**Given request**
Every line from the one containing "Reproduce this screenshot" through the end of the listing below goes in the output, exactly and without pictures.

Pages as source code:
— start —

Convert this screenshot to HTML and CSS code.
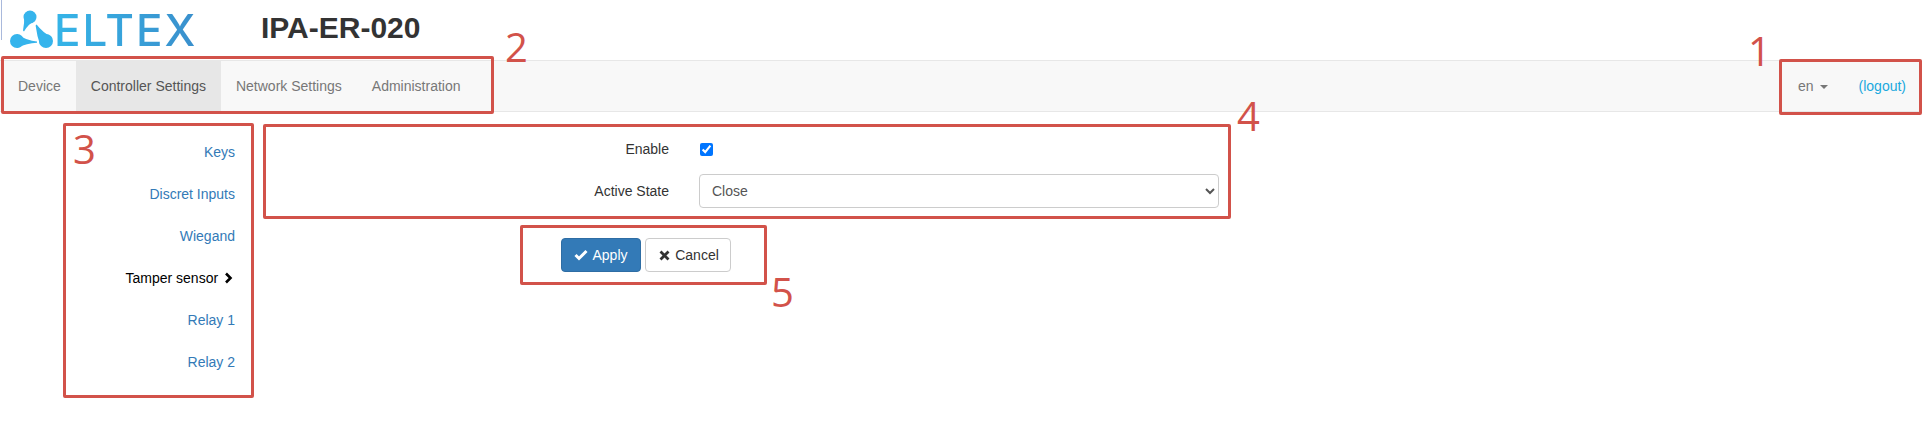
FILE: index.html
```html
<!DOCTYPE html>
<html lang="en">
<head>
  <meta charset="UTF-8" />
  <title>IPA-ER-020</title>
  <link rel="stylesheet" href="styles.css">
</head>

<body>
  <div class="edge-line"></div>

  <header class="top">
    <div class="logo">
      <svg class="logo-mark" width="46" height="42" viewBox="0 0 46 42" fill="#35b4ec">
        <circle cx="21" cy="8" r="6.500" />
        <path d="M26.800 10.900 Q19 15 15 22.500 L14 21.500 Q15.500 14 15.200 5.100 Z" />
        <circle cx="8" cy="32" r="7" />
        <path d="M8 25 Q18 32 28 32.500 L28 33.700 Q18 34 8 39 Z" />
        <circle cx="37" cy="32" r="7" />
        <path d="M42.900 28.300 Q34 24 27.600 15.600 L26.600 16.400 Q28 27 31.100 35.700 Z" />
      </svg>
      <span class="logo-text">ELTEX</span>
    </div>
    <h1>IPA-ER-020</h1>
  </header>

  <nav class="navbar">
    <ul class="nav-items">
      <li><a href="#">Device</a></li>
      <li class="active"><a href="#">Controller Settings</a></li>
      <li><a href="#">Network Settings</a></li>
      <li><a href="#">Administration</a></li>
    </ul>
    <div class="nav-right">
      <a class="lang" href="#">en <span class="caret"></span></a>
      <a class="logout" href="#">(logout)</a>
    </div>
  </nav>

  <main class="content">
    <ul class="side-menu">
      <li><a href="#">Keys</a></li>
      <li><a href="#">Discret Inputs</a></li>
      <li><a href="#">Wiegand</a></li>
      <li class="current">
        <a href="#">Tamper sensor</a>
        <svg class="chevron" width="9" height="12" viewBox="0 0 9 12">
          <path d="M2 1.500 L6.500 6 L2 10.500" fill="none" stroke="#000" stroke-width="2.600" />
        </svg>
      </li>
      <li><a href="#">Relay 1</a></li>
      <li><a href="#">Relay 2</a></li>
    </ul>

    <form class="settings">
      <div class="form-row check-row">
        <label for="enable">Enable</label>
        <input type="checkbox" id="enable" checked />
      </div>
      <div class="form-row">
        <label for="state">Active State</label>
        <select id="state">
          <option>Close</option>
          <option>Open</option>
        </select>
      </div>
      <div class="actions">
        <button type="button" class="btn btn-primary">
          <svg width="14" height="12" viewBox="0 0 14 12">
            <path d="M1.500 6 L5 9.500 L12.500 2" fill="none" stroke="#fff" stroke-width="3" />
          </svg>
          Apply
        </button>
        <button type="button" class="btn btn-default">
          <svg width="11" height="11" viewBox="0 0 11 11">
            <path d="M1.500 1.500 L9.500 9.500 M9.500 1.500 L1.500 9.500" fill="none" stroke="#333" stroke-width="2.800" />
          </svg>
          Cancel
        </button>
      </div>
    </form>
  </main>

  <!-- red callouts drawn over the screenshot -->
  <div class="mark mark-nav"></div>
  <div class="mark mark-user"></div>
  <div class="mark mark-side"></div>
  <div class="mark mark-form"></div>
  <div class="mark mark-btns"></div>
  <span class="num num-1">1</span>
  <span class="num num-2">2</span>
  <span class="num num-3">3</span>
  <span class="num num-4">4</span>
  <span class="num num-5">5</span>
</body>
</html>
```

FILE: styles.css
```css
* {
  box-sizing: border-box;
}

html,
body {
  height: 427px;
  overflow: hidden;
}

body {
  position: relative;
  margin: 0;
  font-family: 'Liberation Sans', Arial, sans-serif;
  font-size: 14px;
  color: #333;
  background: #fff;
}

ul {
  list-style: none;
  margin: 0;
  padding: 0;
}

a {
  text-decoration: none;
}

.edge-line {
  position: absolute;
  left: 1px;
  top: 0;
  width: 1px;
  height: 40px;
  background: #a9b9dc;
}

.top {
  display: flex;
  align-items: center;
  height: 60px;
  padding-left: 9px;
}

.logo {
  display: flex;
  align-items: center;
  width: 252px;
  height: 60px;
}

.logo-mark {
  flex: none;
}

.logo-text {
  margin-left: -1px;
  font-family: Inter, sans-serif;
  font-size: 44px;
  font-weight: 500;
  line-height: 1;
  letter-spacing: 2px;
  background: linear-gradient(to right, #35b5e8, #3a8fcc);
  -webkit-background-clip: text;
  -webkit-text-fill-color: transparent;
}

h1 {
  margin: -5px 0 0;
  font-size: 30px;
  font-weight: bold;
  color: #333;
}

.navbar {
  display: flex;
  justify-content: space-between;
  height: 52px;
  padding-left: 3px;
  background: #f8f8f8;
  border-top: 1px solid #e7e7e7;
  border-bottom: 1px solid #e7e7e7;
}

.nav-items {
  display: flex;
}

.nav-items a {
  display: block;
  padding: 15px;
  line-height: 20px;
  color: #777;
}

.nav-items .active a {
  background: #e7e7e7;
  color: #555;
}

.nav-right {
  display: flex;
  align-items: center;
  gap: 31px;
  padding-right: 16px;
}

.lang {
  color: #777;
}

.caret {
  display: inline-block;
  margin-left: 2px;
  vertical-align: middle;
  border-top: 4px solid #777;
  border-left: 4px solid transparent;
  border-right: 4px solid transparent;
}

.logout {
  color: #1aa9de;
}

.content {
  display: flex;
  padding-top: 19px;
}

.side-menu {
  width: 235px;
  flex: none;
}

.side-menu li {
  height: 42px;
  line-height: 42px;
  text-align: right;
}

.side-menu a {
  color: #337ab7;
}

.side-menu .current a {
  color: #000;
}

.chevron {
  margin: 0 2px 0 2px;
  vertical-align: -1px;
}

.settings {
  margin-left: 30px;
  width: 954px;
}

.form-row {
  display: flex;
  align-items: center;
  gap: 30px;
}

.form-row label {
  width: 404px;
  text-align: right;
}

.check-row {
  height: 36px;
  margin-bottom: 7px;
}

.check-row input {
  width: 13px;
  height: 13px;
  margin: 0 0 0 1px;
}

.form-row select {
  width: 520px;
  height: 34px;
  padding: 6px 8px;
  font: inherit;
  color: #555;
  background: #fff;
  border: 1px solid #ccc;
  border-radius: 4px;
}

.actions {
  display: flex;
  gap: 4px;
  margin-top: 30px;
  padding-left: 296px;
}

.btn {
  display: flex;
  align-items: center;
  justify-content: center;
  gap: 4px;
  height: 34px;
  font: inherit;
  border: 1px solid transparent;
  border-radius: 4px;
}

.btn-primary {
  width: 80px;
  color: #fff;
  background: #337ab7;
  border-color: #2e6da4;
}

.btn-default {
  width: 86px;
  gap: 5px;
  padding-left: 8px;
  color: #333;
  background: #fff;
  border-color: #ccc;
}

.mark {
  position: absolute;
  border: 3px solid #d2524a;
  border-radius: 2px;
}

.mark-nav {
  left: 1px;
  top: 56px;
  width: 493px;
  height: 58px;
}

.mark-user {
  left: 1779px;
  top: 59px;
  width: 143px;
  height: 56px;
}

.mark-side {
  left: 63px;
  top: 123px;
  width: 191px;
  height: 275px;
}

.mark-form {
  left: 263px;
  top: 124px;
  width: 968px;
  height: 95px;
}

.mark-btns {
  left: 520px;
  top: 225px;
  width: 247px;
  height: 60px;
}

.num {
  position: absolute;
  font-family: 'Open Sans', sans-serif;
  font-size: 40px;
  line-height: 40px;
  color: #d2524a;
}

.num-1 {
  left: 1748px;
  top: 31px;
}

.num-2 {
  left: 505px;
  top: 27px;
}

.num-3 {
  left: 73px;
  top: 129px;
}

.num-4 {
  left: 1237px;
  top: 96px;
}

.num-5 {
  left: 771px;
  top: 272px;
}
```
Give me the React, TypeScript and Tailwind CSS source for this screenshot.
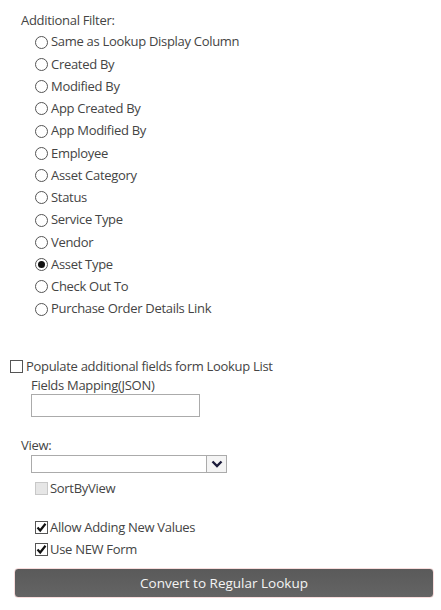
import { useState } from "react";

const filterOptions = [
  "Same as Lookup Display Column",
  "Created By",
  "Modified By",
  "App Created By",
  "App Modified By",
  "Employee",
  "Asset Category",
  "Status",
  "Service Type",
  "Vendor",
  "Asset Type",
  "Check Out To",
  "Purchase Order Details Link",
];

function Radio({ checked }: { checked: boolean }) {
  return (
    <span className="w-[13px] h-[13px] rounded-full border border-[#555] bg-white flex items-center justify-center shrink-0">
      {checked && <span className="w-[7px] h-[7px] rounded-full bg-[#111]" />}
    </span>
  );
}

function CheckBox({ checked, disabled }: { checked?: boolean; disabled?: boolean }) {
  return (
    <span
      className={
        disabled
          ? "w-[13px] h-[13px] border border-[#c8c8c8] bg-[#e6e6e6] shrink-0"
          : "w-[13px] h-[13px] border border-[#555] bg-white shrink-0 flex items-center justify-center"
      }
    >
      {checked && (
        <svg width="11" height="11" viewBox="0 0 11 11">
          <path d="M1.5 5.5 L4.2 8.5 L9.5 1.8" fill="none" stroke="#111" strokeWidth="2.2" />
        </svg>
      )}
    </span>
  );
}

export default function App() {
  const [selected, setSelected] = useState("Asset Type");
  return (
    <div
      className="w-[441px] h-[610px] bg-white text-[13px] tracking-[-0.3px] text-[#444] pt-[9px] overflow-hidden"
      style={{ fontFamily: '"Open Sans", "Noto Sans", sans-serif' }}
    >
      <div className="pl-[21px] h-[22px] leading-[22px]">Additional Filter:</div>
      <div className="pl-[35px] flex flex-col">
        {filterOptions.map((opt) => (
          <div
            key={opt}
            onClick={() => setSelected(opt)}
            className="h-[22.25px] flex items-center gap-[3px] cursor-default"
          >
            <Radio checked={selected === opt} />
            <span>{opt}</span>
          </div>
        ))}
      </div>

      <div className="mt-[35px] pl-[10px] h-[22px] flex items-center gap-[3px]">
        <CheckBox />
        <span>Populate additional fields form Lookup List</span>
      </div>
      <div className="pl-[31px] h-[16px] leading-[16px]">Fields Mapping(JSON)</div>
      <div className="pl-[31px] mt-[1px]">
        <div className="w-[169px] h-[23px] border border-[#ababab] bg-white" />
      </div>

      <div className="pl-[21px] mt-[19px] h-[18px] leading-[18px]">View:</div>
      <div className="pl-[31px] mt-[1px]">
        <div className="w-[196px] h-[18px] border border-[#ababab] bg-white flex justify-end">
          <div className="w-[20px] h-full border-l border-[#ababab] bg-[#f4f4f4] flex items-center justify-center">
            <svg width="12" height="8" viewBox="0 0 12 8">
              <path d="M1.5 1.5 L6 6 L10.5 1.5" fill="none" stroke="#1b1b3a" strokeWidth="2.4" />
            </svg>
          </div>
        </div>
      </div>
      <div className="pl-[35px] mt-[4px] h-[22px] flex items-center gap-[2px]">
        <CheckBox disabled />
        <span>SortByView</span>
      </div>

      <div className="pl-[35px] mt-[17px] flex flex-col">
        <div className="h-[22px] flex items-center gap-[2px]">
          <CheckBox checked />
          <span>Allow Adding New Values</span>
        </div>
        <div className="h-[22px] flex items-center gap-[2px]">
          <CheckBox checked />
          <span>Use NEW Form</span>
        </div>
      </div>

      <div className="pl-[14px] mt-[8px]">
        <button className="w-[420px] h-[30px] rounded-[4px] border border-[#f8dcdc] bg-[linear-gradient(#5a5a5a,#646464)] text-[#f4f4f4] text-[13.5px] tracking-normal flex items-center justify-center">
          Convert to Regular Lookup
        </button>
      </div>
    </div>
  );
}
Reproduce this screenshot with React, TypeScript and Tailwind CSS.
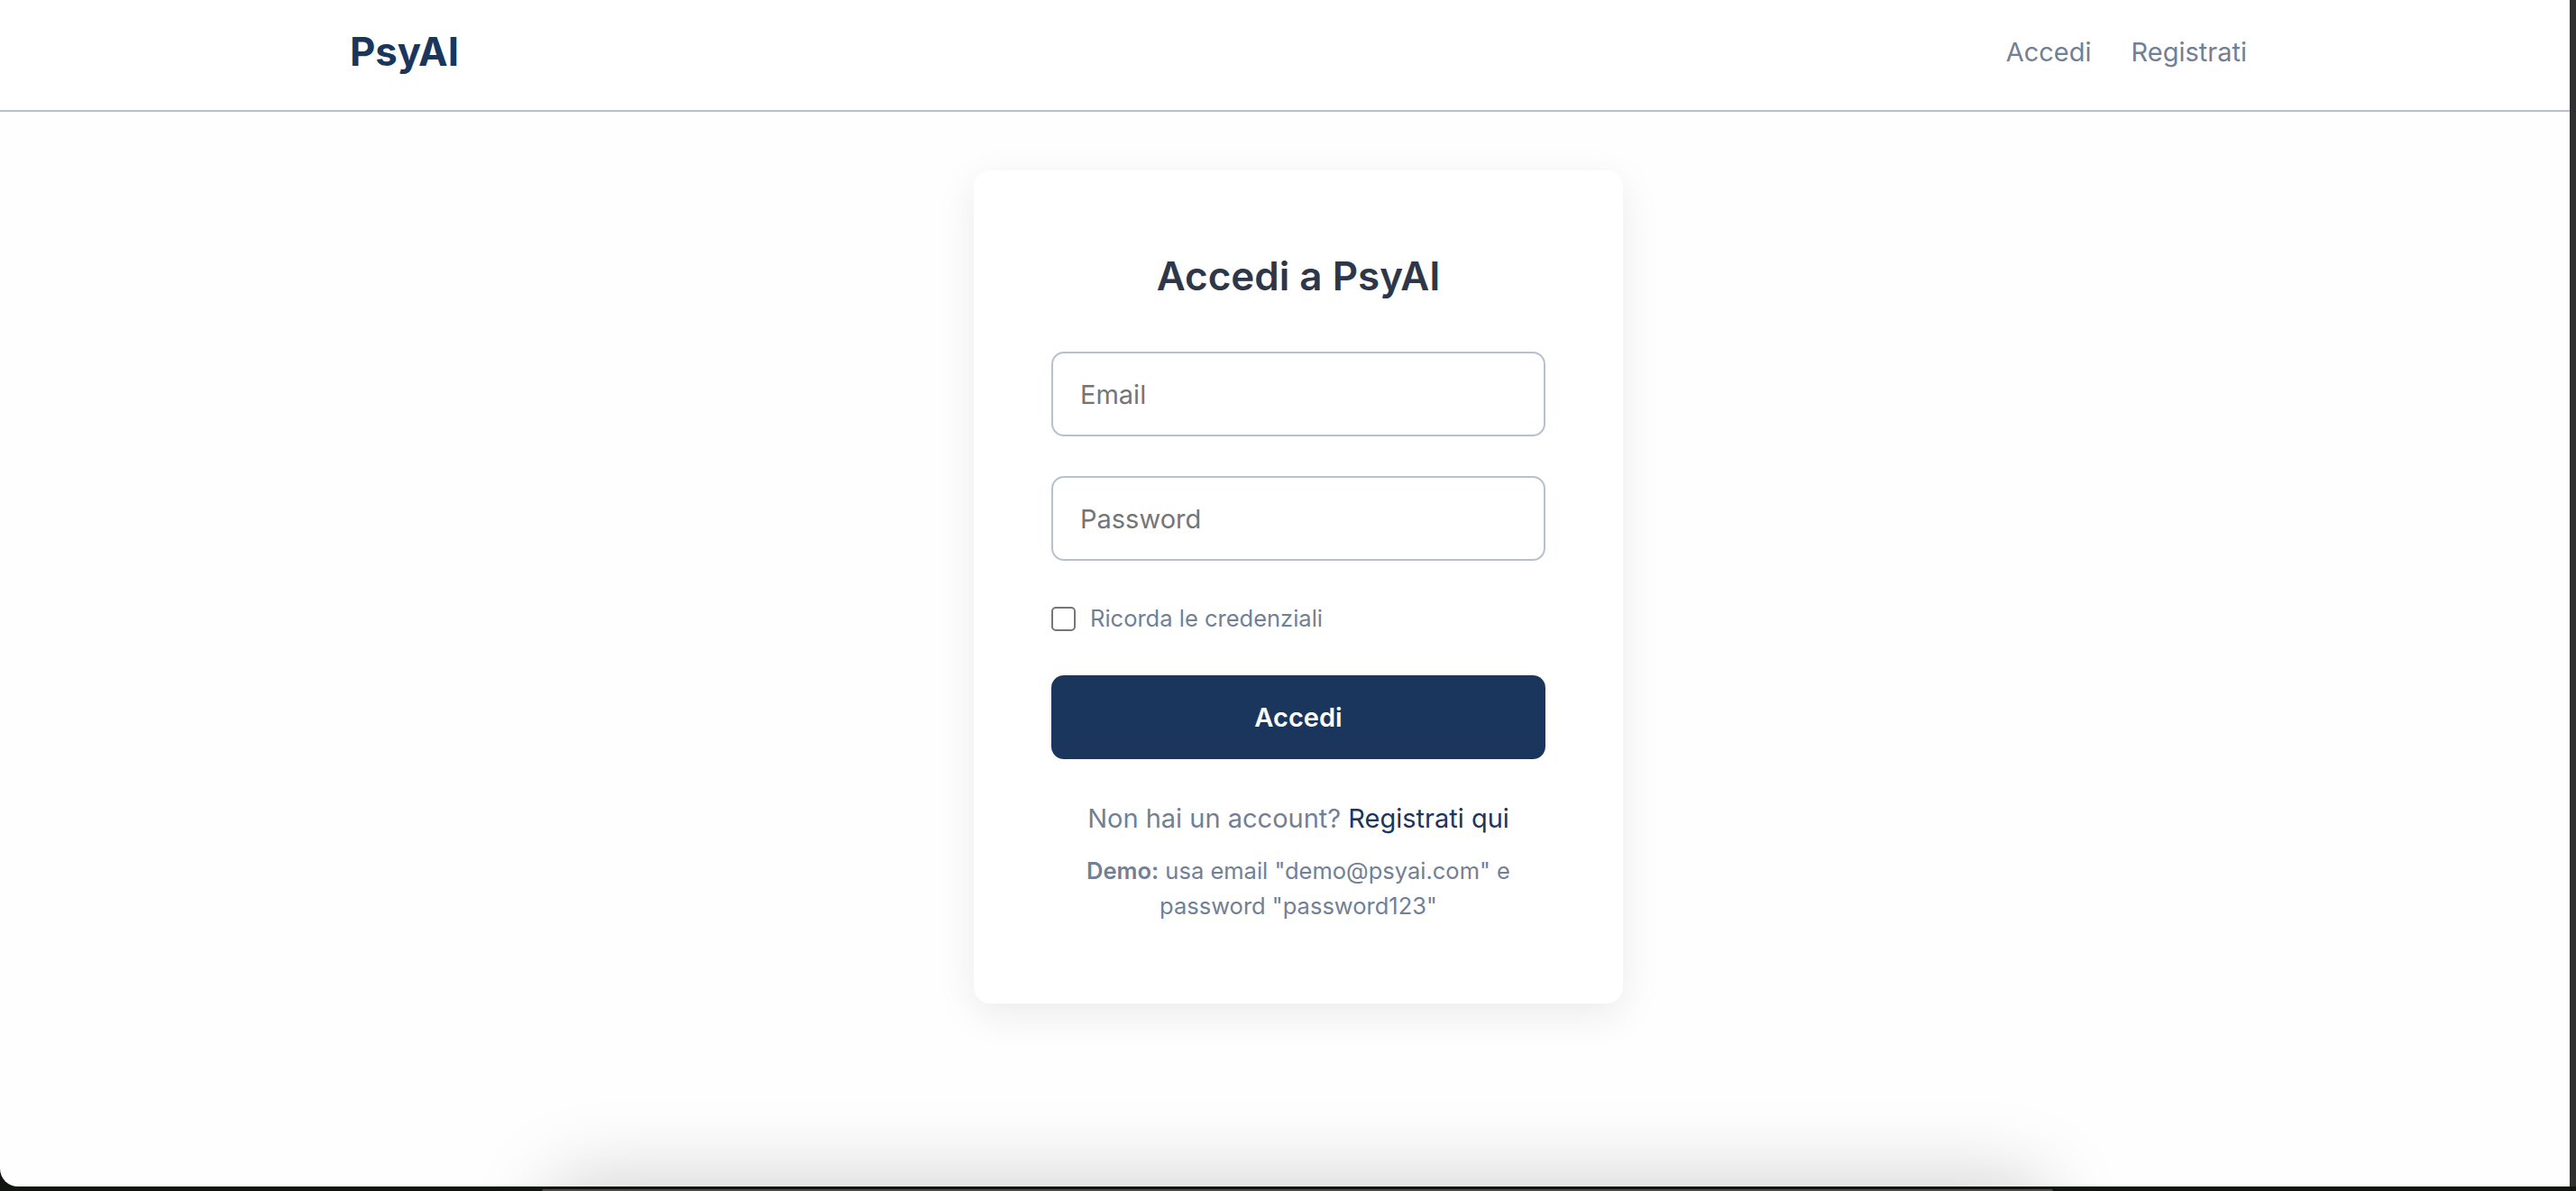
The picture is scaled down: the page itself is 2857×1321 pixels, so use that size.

— end —

**Written response**
Reproduce this screenshot with React, TypeScript and Tailwind CSS.
The picture is scaled down: the page itself is 2857×1321 pixels, so use that size.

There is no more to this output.